Так тихо замучен, задушен этот «сумасшедший мудрец».
Он в Риме был бы Брут, в Афинах Периклес…
 
      Шеллинг называл его «одним из замечательнейших людей своего времени». Пушкин считал своим спасителем:
 
В минуту гибели над бездной потаенной
Ты поддержал меня недремлющей рукой.
 
      «Никогда я тебя не забуду. Твоя дружба заменила мне счастье, — одного тебя может любить холодная душа моя» («Кишиневский дневник», 1821).
      И теперь, почти ровно через восемьдесят лет (тоже годовщина: 1836–1916) стоит перечесть «Философическое письмо» — эти двадцать страничек, которые, подобно стихам Пушкина, не умрут, пока жива Россия, чтобы убедиться, что Чаадаев — одно из величайших явлений русского духа.
      Что-то было в самой наружности его, что «производило необыкновенное впечатление даже на детей».
      Высок ростом, худощав, строен; всегда безукоризненно одет. «Бледное, нежное лицо совершенно неподвижно, когда он молчит, как будто из воску или мрамора»; «чело, как череп голый»; женственно-тонкие губы улыбаются насмешливо, а серо-голубые глаза смотрят с добротою печальною: «Лучше всего на свете доброта», — говаривал он.
      Женщины поклоняются ему. Кажется, только они и знают его как следует.
      «Провидение вручило вам свет слишком яркий, слишком ослепительный для наших потемок… как бы Фаворское сияние, заставляющее людей падать лицом на землю», — писала ему одна из них. «Я хочу просить вашего благословения… Мне было бы так отрадно принять его от вас, коленопреклоненной… Не удивляйтесь и не отрекайтесь от моего глубокого благоговения — вы не властны уменьшить его», — писала другая, Авдотья Сергеевна Норова. Неразделенная любовь к нему свела ее в могилу. Но двадцать лет спустя он вспомнил об этой любви и завещал похоронить себя рядом с Норовой.
      Кажется, никогда не любил женщины. Подобно многим русским романтикам 20 — 30-х годов — Станкевичу Константину Аксакову, Михаилу Бакунину, был прирожденный девственник. «Рыцарь бедный».
 
Он имел одно виденье,
Непостижное уму,
И глубоко впечатленье
В сердце врезалось ему.
С той поры, сгорев душою,
Он на женщин не смотрел…
Какое же это видение?
 

III

      «Всегда человечество, в целом своем, стремилось устроиться непременно всемирно. Много было великих народов с великою историей, но чем выше были эти народы, тем были и несчастнее, ибо сильнее других сознавали потребность всемирности соединения людей» (Достоевский).

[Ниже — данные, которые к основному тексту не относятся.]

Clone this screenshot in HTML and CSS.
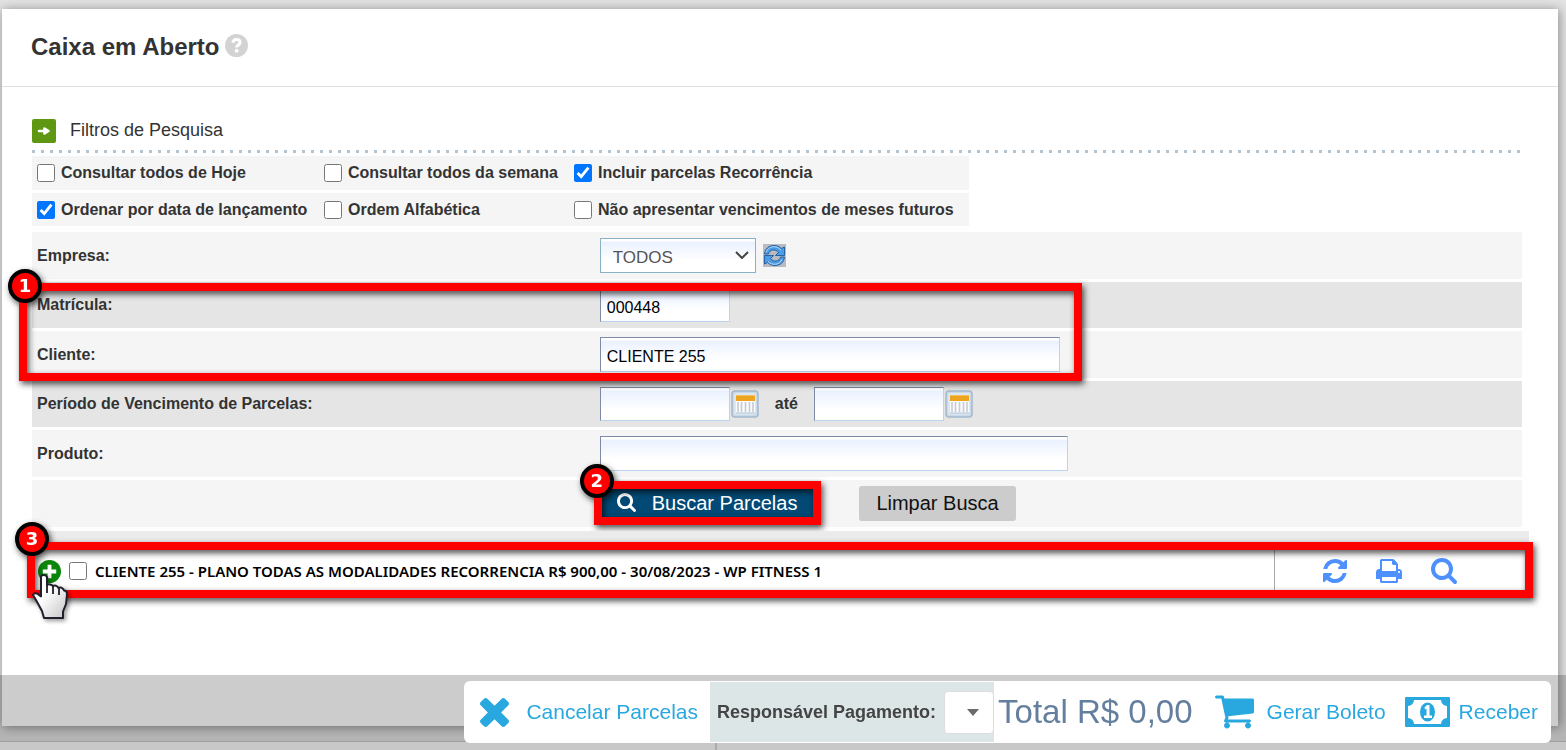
FILE: index.html
```html
<!DOCTYPE html>
<html lang="pt-BR">
<head>
<meta charset="utf-8">
<meta name="viewport" content="width=device-width, initial-scale=1">
<title>Caixa em Aberto</title>
<link rel="stylesheet" href="styles.css">
</head>
<body>
<svg class="defs" aria-hidden="true">
  <symbol id="i-search" viewBox="64 128 1664 1664"><path d="M1216 832q0-185-131.5-316.5t-316.5-131.5-316.5 131.5-131.5 316.5 131.5 316.5 316.5 131.5 316.5-131.5 131.5-316.5zm512 832q0 52-38 90t-90 38q-54 0-90-38l-343-342q-179 124-399 124-143 0-273.5-55.5t-225-150-150-225-55.5-273.5 55.5-273.5 150-225 225-150 273.5-55.5 273.5 55.5 225 150 150 225 55.5 273.5q0 220-124 399l343 343q37 37 37 90z"/></symbol>
  <symbol id="i-refresh" viewBox="128 128 1536 1536"><path d="M1639 1056q0 5-1 7-64 268-268 434.5t-478 166.500q-146 0-282.500-55t-243.500-157l-129 129q-19 19-45 19t-45-19-19-45v-448q0-26 19-45t45-19h448q26 0 45 19t19 45-19 45l-137 137q71 66 161 102t187 36q134 0 250-65t186-179q11-17 53-117 8-23 30-23h192q13 0 22.500 9.500t9.500 22.500zm25-800v448q0 26-19 45t-45 19h-448q-26 0-45-19t-19-45 19-45l138-138q-148-137-349-137-134 0-250 65t-186 179q-11 17-53 117-8 23-30 23h-199q-13 0-22.500-9.500t-9.500-22.500v-7q65-268 270-434.500t480-166.500q146 0 284 55.500t245 156.500l130-129q19-19 45-19t45 19 19 45z"/></symbol>
  <symbol id="i-print" viewBox="64 64 1664 1664"><path d="M448 1536h896v-256h-896v256zm0-640h896v-384h-160q-40 0-68-28t-28-68v-160h-640v640zm1152 64q0-26-19-45t-45-19-45 19-19 45 19 45 45 19 45-19 19-45zm128 0v416q0 13-9.500 22.500t-22.500 9.500h-224v160q0 40-28 68t-68 28h-960q-40 0-68-28t-28-68v-160h-224q-13 0-22.500-9.500t-9.500-22.500v-416q0-79 56.500-135.500t135.500-56.500h64v-544q0-40 28-68t68-28h672q40 0 88 20t76 48l152 152q28 28 48 76t20 88v256h64q79 0 135.500 56.500t56.500 135.500z"/></symbol>
  <symbol id="i-times" viewBox="302 366 1188 1188"><path d="M1490 1322q0 40-28 68l-136 136q-28 28-68 28t-68-28l-294-294-294 294q-28 28-68 28t-68-28l-136-136q-28-28-28-68t28-68l294-294-294-294q-28-28-28-68t28-68l136-136q28-28 68-28t68 28l294 294 294-294q28-28 68-28t68 28l136 136q28 28 28 68t-28 68l-294 294 294 294q28 28 28 68z"/></symbol>
  <symbol id="i-cart" viewBox="64 256 1664 1408"><path d="M704 1536q0 52-38 90t-90 38-90-38-38-90 38-90 90-38 90 38 38 90zm896 0q0 52-38 90t-90 38-90-38-38-90 38-90 90-38 90 38 38 90zm128-1088v512q0 24-16.500 42.500t-40.500 21.500l-1044 122q13 60 13 70 0 16-24 64h920q26 0 45 19t19 45-19 45-45 19h-1024q-26 0-45-19t-19-45q0-11 8-31.500t16-36 21.500-40 15.500-29.500l-177-823h-204q-26 0-45-19t-19-45 19-45 45-19h256q16 0 28.500 6.500t19.500 15.500 13 24.500 8 26 5.500 29.500 4.500 26h1201q26 0 45 19t19 45z"/></symbol>
  <symbol id="i-money" viewBox="0 0 45 30"><rect width="45" height="30" rx="1"/><path d="M9 3h27a6 6 0 0 0 6 6v12a6 6 0 0 0-6 6H9a6 6 0 0 0-6-6V9a6 6 0 0 0 6-6z" fill="#fff"/><ellipse cx="22.500" cy="15" rx="7.500" ry="9.500"/><path d="M19.500 10.500L22 8h2.500v10.500H27V21h-8v-2.500h2.500v-7L20 12.500z" fill="#fff"/></symbol>
  <symbol id="i-calendar" viewBox="0 0 28 28"><rect x="1" y="1" width="26" height="26" rx="3" fill="#c9d9e8" stroke="#a4b9cd" stroke-width="1.500"/><rect x="3" y="3" width="22" height="22" rx="2" fill="#dde7f0"/><rect x="5" y="5" width="19" height="18" fill="#fbfbfb"/><path d="M7 12v10M10.500 12v10M14.500 12v10M18.500 12v10M22 12v10" stroke="#c3cbd4" stroke-width="1.600"/><path d="M5 23h19" stroke="#adc2d6"/><rect x="5" y="5" width="19" height="6" fill="#eda421"/><path d="M5 5.500h19" stroke="#f4c05c"/></symbol>
</svg>

<main class="card">
  <header class="card-header">
    <h1>Caixa em Aberto</h1>
    <button class="help" type="button" aria-label="Ajuda">
      <svg viewBox="0 0 24 24"><circle cx="12" cy="12" r="12" fill="#d3d3d3"/><path d="M8.200 9.200C8.500 6.900 10 5.800 12 5.800c2.200 0 3.700 1.200 3.700 3 0 2.600-3.500 2.700-3.500 5.200" fill="none" stroke="#fff" stroke-width="3.200"/><rect x="10.400" y="15.800" width="3.600" height="3.400" fill="#fff"/></svg>
    </button>
  </header>

  <div class="content">
    <form class="filters">
      <h2>
        <svg viewBox="0 0 24 24"><rect width="24" height="24" rx="2" fill="#5f9713"/><path d="M7 12h8M12.500 9.500l4 2.500-4 2.500z" fill="#fff" stroke="#fff" stroke-width="2.600" stroke-linecap="round" stroke-linejoin="round"/></svg>
        <span>Filtros de Pesquisa</span>
      </h2>
      <div class="dots"></div>

      <div class="checks">
        <div class="check-row">
          <label><input type="checkbox">Consultar todos de Hoje</label>
          <label><input type="checkbox">Consultar todos da semana</label>
          <label><input type="checkbox" checked>Incluir parcelas Recorrência</label>
        </div>
        <div class="check-row">
          <label><input type="checkbox" checked>Ordenar por data de lançamento</label>
          <label><input type="checkbox">Ordem Alfabética</label>
          <label><input type="checkbox">Não apresentar vencimentos de meses futuros</label>
        </div>
      </div>

      <div class="rows">
        <div class="row">
          <label for="empresa">Empresa:</label>
          <div class="value">
            <span class="select-wrap">
              <select class="field company" id="empresa"><option>TODOS</option></select>
              <svg viewBox="0 0 14 8"><path d="M1 1l6 6 6-6" fill="none" stroke="#444" stroke-width="2"/></svg>
            </span>
            <button class="reload" type="button" aria-label="Atualizar">
              <svg viewBox="0 0 23 23"><rect width="23" height="23" fill="#b9bbc0"/><g fill="#4c9be3" stroke="#1d5b9f" stroke-width=".9"><path d="M1.500 10C2 4.500 6 1.500 11 1.500c3.200 0 5.600 1.200 7.300 3L21.500 3v8.500h-9l3-3.200C12 4.500 6.500 5.500 5.500 10z"/><path d="M21.500 13c-.5 5.500-4.500 8.500-9.500 8.500-3.200 0-5.600-1.200-7.300-3L1.500 20v-8.500h9l-3 3.200c3.500 3.800 9 2.800 10-1.700z"/></g><path d="M3 8.500C4.500 4 8 2.700 11 2.700c3 0 5 1.300 7 3.300M5 17.500c3.500 4 11.500 4 14-2" fill="none" stroke="#b8dcfb" stroke-width="1"/></svg>
            </button>
          </div>
        </div>
        <div class="row alt">
          <label for="matricula">Matrícula:</label>
          <div class="value"><input class="field short" id="matricula" type="text" value="000448"></div>
        </div>
        <div class="row">
          <label for="cliente">Cliente:</label>
          <div class="value"><input class="field client" id="cliente" type="text" value="CLIENTE 255"></div>
        </div>
        <div class="row alt">
          <label for="inicio">Período de Vencimento de Parcelas:</label>
          <div class="value">
            <input class="field short" id="inicio" type="text">
            <button class="calendar" type="button" aria-label="Escolher data inicial"><svg><use href="#i-calendar"/></svg></button>
            <label class="until" for="fim">até</label>
            <input class="field short" id="fim" type="text">
            <button class="calendar" type="button" aria-label="Escolher data final"><svg><use href="#i-calendar"/></svg></button>
          </div>
        </div>
        <div class="row">
          <label for="produto">Produto:</label>
          <div class="value"><input class="field product" id="produto" type="text"></div>
        </div>
        <div class="row">
          <span></span>
          <div class="value actions">
            <div class="search-wrap">
              <button class="btn primary" type="button"><svg><use href="#i-search"/></svg>Buscar Parcelas</button>
              <div class="frame frame-search"><span class="badge">2</span></div>
            </div>
            <button class="btn" type="button">Limpar Busca</button>
          </div>
        </div>
        <div class="frame frame-client"><span class="badge">1</span></div>
      </div>
    </form>

    <section class="results">
      <div class="results-head"></div>
      <div class="result">
        <button class="expand" type="button" aria-label="Expandir">
          <svg viewBox="0 0 24 24"><circle cx="12" cy="12" r="12" fill="#0a860a"/><path d="M12 5v14M5 12h14" stroke="#fff" stroke-width="4"/></svg>
        </button>
        <label class="result-label"><input type="checkbox">CLIENTE 255 - PLANO TODAS AS MODALIDADES RECORRENCIA R$ 900,00 - 30/08/2023 - WP FITNESS 1</label>
        <div class="tools">
          <button type="button" aria-label="Atualizar"><svg class="i-refresh"><use href="#i-refresh"/></svg></button>
          <button type="button" aria-label="Imprimir"><svg><use href="#i-print"/></svg></button>
          <button type="button" aria-label="Ver detalhes"><svg><use href="#i-search"/></svg></button>
        </div>
      </div>
      <div class="frame frame-result"><span class="badge">3</span></div>
      <svg class="pointer" viewBox="0 0 36 46" aria-hidden="true">
        <defs><linearGradient id="hand" x1="0" y1="0" x2="1" y2="1"><stop offset=".4" stop-color="#fff"/><stop offset="1" stop-color="#c4c4c4"/></linearGradient></defs>
        <path d="M9 3q0-2 2.500-2T15 3v8q1-1 3-.500t3 1.500q2-1 3.500 0t2 2q2-1 3.500 0t2 2.500q3 0 3 3.500l-1 10-3 7.500V44H12l-2-7-6-11-3-5q1-2.500 4-1.500l4 3z" fill="url(#hand)" stroke="#20202c" stroke-width="2" stroke-linejoin="round"/>
        <path d="M15 11v8M21 12v8M27 14v7" stroke="#20202c" stroke-width="1.800"/>
      </svg>
    </section>
  </div>
</main>

<div class="page-end"><div class="page-end-line"></div></div>

<footer class="footer">
  <div class="bar">
    <a class="bar-link cancel" href="#"><svg class="i-times"><use href="#i-times"/></svg>Cancelar Parcelas</a>
    <div class="payer">
      <label for="pagador">Responsável Pagamento:</label>
      <span class="payer-select"><select id="pagador"></select><svg viewBox="0 0 12 7"><path d="M0 0h12L6 7z" fill="#6b6b6b"/></svg></span>
    </div>
    <strong class="total">Total R$ 0,00</strong>
    <a class="bar-link boleto" href="#"><svg class="i-cart"><use href="#i-cart"/></svg>Gerar Boleto</a>
    <a class="bar-link receive" href="#"><svg class="i-money"><use href="#i-money"/></svg>Receber</a>
  </div>
</footer>
</body>
</html>
```

FILE: styles.css
```css
* { box-sizing: border-box; }

body {
  margin: 0;
  min-height: 100vh;
  padding: 9px 8px 0 2px;
  display: flex;
  flex-direction: column;
  background: #e2e2e2;
  color: #333;
  font: 16px/20px "Liberation Sans", Arial, sans-serif;
}

button {
  padding: 0;
  border: 0;
  background: none;
  color: inherit;
  font: inherit;
  cursor: pointer;
}

svg { display: block; flex: none; fill: currentColor; }
.defs { position: absolute; width: 0; height: 0; }

input[type="checkbox"] {
  width: 18px;
  height: 18px;
  margin: 0;
  flex: none;
  accent-color: #0075ff;
}

.card {
  flex: 1;
  background: #fff;
  box-shadow: 1px 1px 10px rgba(0, 0, 0, 0.4);
}

.card-header {
  display: flex;
  align-items: center;
  gap: 5px;
  height: 78px;
  padding: 0 29px 4px;
  border-bottom: 1px solid #e0e0e0;
}

.card-header h1 { margin: 0; padding-top: 2px; font-size: 24px; line-height: 28px; }
.help svg { width: 23px; height: 23px; }

.content { padding: 32px 29px 80px 30px; }
.filters { margin-right: 7px; }

.filters h2 {
  display: flex;
  gap: 14px;
  margin: 0 0 7px;
  font-size: 18px;
  font-weight: normal;
  line-height: 22px;
}

.filters h2 svg { width: 24px; height: 24px; }

.dots {
  height: 3px;
  margin-bottom: 3px;
  background: repeating-linear-gradient(90deg, #b0c4d4 0 3px, transparent 3px 9px);
}

.checks {
  display: grid;
  gap: 3px;
  width: 937px;
  max-width: 100%;
  margin-bottom: 6px;
}

.check-row {
  display: grid;
  grid-template-columns: 287px 250px 1fr;
  align-items: center;
  height: 34px;
  padding: 0 5px;
  background: #f5f5f5;
}

.check-row + .check-row { height: 33px; }

.check-row label {
  display: flex;
  align-items: center;
  gap: 6px;
  font-weight: bold;
  white-space: nowrap;
}

.rows { position: relative; display: grid; gap: 3px; }

.row {
  display: grid;
  grid-template-columns: 38fr 62fr;
  align-items: center;
  min-height: 47px;
  padding: 0 4px 0 5px;
  background: #f5f5f5;
}

.row.alt { min-height: 46px; background: #e5e5e5; }
.row label { font-weight: bold; }
.value { display: flex; align-items: center; }

.field {
  height: 35px;
  padding: 5px 6px 0;
  border: 1px solid #bcd3ef;
  border-top-color: #7d8ba8;
  border-left-color: #7d8ba8;
  border-radius: 0;
  background: linear-gradient(#fff 0 2px, #eaf1ff 3px, #fff 22px);
  color: #000;
  font: 16px/20px "Liberation Sans", Arial, sans-serif;
}

.short { width: 130px; height: 34px; }
.client { width: 460px; }
.product { width: 468px; }

.company {
  width: 156px;
  padding-left: 12px;
  border-color: #8ab2c6;
  color: #555;
  font-size: 17px;
  appearance: none;
}

.select-wrap { position: relative; }
.select-wrap svg { position: absolute; right: 7px; top: 13px; width: 14px; height: 8px; pointer-events: none; }
.reload { margin-left: 7px; }
.reload svg { width: 23px; height: 23px; }
.calendar { margin-left: 1px; }
.calendar svg { width: 28px; height: 28px; }
.until { margin: 0 16px; }

.actions { gap: 44px; }
.search-wrap { position: relative; }

.btn {
  display: flex;
  align-items: center;
  height: 35px;
  padding: 0 17px 2px;
  border-radius: 3px;
  background: #ccc;
  color: #111;
  font-size: 20px;
}

.btn.primary { gap: 16px; padding-right: 18px; background: #024a75; color: #fff; }
.btn.primary svg { width: 19px; height: 19px; }

/* Numbered step highlights */
.frame {
  position: absolute;
  border: 8px solid #f00;
  filter: drop-shadow(2px 3px 3px rgba(0, 0, 0, 0.7));
  pointer-events: none;
}

.frame-client { left: -13px; top: 51px; width: 1063px; height: 98px; }
.frame-search { left: -6px; right: -6px; top: -5px; height: 44px; }
.frame-result { left: -5px; right: -4px; top: 11px; height: 56px; }

.badge {
  position: absolute;
  left: -19px;
  top: -22px;
  width: 34px;
  height: 34px;
  border: 4px solid #000;
  border-radius: 50%;
  background: #f00;
  color: #fff;
  font: bold 18px/26px "DejaVu Sans", Verdana, sans-serif;
  text-align: center;
}

.frame-search .badge { left: -22px; top: -25px; }
.frame-result .badge { left: -20px; top: -28px; }

.results { position: relative; margin-top: 4px; }
.results-head { height: 17px; background: #ebebeb; }

.result {
  display: flex;
  align-items: center;
  height: 46px;
  padding-left: 6px;
}

.expand svg { width: 23px; height: 23px; }

.result-label {
  display: flex;
  flex: 1;
  align-items: center;
  gap: 8px;
  margin-left: 8px;
  color: #000;
  font: 600 15px/20px "Trebuchet MS", "Noto Sans", sans-serif;
}

.tools {
  display: flex;
  align-self: stretch;
  align-items: center;
  gap: 29px;
  width: 255px;
  padding-left: 48px;
  border-left: 1px solid #aaa;
  color: #4d90fe;
}

.tools svg { width: 26px; height: 26px; }
.tools .i-refresh { width: 24px; height: 24px; }

.pointer {
  position: absolute;
  left: 0;
  top: 43px;
  width: 36px;
  height: 46px;
  filter: drop-shadow(2px 2px 2px rgba(0, 0, 0, 0.4));
}

.page-end {
  display: flex;
  align-items: flex-end;
  justify-content: center;
  height: 24px;
  margin: 0 -8px 0 -2px;
  padding-right: 134px;
  background: linear-gradient(transparent 15px, #c8c8c8 15px 16px, #fafafa 16px);
}

.page-end-line { width: 2px; height: 8px; background: #d8d8d8; }

.footer {
  position: fixed;
  left: 0;
  right: 0;
  bottom: 0;
  display: flex;
  justify-content: flex-end;
  padding: 6px 15px 7px;
  background: rgba(0, 0, 0, 0.2);
}

.bar {
  display: flex;
  align-items: center;
  height: 62px;
  padding: 0 13px 0 16px;
  border-radius: 6px;
  background: #fff;
}

.bar-link {
  display: flex;
  align-items: center;
  color: #29a8e0;
  font-size: 21px;
  line-height: 24px;
  text-decoration: none;
  white-space: nowrap;
}

.cancel { gap: 17px; margin-right: 12px; }
.i-times { width: 29px; height: 29px; }
.boleto { gap: 13px; margin: 0 19px 0 22px; }
.i-cart { width: 39px; height: 34px; }
.receive { gap: 9px; }
.i-money { width: 45px; height: 30px; }

.payer {
  display: flex;
  align-items: center;
  gap: 8px;
  height: 60px;
  margin-right: 4px;
  padding-left: 7px;
  background: #dde6e7;
  color: #444;
  font-size: 18px;
  font-weight: bold;
  white-space: nowrap;
}

.payer-select { position: relative; }

.payer-select select {
  display: block;
  width: 50px;
  height: 43px;
  border: 1px solid #ddd;
  border-radius: 4px;
  background: #fff;
  appearance: none;
}

.payer-select svg { position: absolute; left: 23px; top: 18px; width: 12px; height: 7px; pointer-events: none; }

.total {
  color: #647f9e;
  font-size: 33px;
  font-weight: normal;
  line-height: 36px;
  white-space: nowrap;
}
```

      Всемирность — вот главная и, в сущности, единственная мысль Чаадаева. «У меня только одна мысль. Если бы в уме моем случайно оказались другие, то они, конечно, прилепились бы к этой одной». Но тут не только мысль, а мысль, чувство и воля вместе — все существо его, вся его «энтелехия», как сказал бы Гёте, то «видение, непостижное уму», от которого он «сгорел душой».
      Не поняв этого, ничего нельзя понять в Чаадаеве. «Философическое письмо» — только отрывок, обломок огромного здания. Политический вывод — без религиозной посылки; но, не зная посылки, нельзя понять вывод. Отрицание — без утверждения; но, не зная утверждения, нельзя понять отрицание. Тут глубина сомнения — от глубины веры; но сомнение показано, а вера спрятана. Страшную силу удара почувствовали все, но меча и руки, наносивших удар, никто не увидел. Все услышали «выстрел, раздавшийся в темную ночь», но кто, и в кого, и зачем стреляет — так и не поняли. Вот почему настоящий смысл «Письма» остался неразгаданным.
      Смысл его таков.
      Церковь римско-католическая наиболее из всех церквей обладает религиозным сознанием всемирности, религиозной волей ко всемирности: недаром «католичество» и значит «всемирность». В течение пятнадцати веков народы Запада под сенью римской церкви жили одною жизнью, как члены одной семьи. Помогали друг другу, друг друга поддерживали и влекли на одном пути к одной цели. Благодаря этим общим усилиям, опередили они все остальные народы. Руководимые церковью, в поисках «Царства Божьего», нашли попутно все блага земные — науку, искусство, гражданственность. И так был силен этот первый толчок, что он и доныне двигает народы, как всемирное тяготение двигает планеты вокруг солнца.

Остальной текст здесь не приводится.